Perhaps this conundrum explains the declining participation in our democracy. People are certainly aware that they have lost control of the governance of their lives. They know it intuitively, but lack a reasoned explanation that gives them back some sense of their own power. The examination of corporate personhood and its links to the history of the power of wealth in this society may be that explanation. To simply voice the undeniable truth that corporations are not "persons" is an empowering act. It taps into the Quaker precept of speaking truth to power. It is a step to reclaiming one’s own legitimacy from someone who has usurped it. It acknowledges that illegitimate power cannot endure in the face of truth.

One of the strengths of our society is that truth eventually has its day. Somehow the will of the masses asserts itself. Our institutions have the capacity to facilitate input from various points of view and muddle toward a solution that incorporates a diversity of needs. We were not afforded that opportunity on the question of corporate personhood. The process was clearly flawed. Our society deserves the chance to get it right. Only a full airing and discussion of the subject can clear this blot from our collective thinking.

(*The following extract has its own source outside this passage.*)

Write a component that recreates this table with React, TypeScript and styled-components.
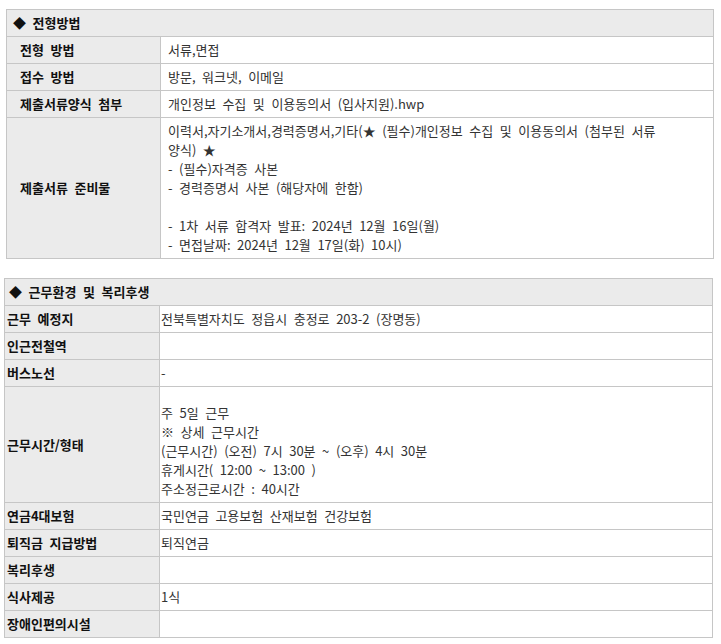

Corporations are given tremendous advantages in the realm of commerce. In return for those advantages, granted by our government, we are entirely justified to impose special obligations on corporations. If they do not want the obligations, then they can forego the advantages. It is fundamentally unjust that they take the advantages without accepting the obligations.

No discussion of imposing obligations on corporations in return for their advantages can proceed while there is corporate personhood. As "persons" they cannot be treated differently from natural persons. We cannot begin to discuss a simple step like banning corporate campaign contributions until corporate personhood is ended. The more complicated questions about the ways in which corporations and the corporate culture make decision that effect our daily lives are also impossible to address while corporations carry this protective mantle of corporate personhood.

Once we are able to shed the fiction that corporations are "persons" we can begin to think of corporations in their proper place – subservient to people. Once we are free to see them in that place, we can define our culture as we want to see it. We can resume self-governance.